In Sitges, a town with a long tourism tradition, there are several routes to explore its history and heritage. Check times online or in the tourism offices. You can, of course, take a map and go on your own. We’ve chosen three routes that will help you discover many of its hidden gems.
The first concerns the original locals who, mostly in the second half of the 19th century, left for America to make their fortune. In Sitges, as in other towns, they are called americanos, although the most common name in Catalonia is indianos. Once they had returned, many of them used the money they’d earned to have valuable buildings constructed. The Route of the Americanos runs through some of these places and reveals some of the anecdotes about the indianos that have passed from generation to generation. The routes last approximately two hours and no doubt you’ll walk along Carrer de l'Illa de Cuba, one of the most emblematic streets of that period, with americano palaces, and you’ll see many modernista houses, also commissioned by those who had returned from the other side of the Atlantic. It is no coincidence that in the late 19th and early 20th centuries Sitges was one of the focus points of the modernista movement, with artists who organised many cultural events and whose legacy includes the extraordinary Cau Ferrat and Palau Maricel, among much more.
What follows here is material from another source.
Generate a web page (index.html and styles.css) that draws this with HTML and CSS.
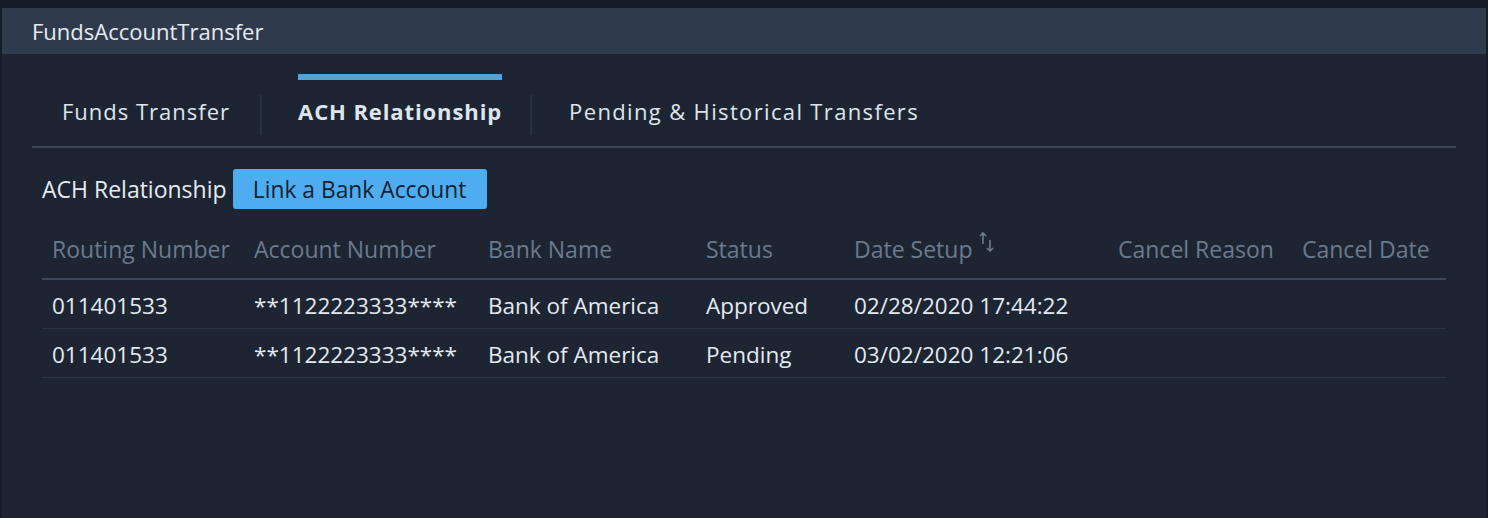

A second route is that of the Malvasia. The Hospital de Sant Joan Baptista in Sitges, built in 1912 by Josep Font i Gumà, in modernista style, houses the wine cellar where the Malvasia de Sitges is produced, the legacy of the Llopis family. This route includes a visit to the Llopis house and wine cellar, at present home to the Museu Romàntic. And you’ll end with a walk around the old town centre, looking at the remains of history, such as fragments of the defence wall and fishermen’s houses.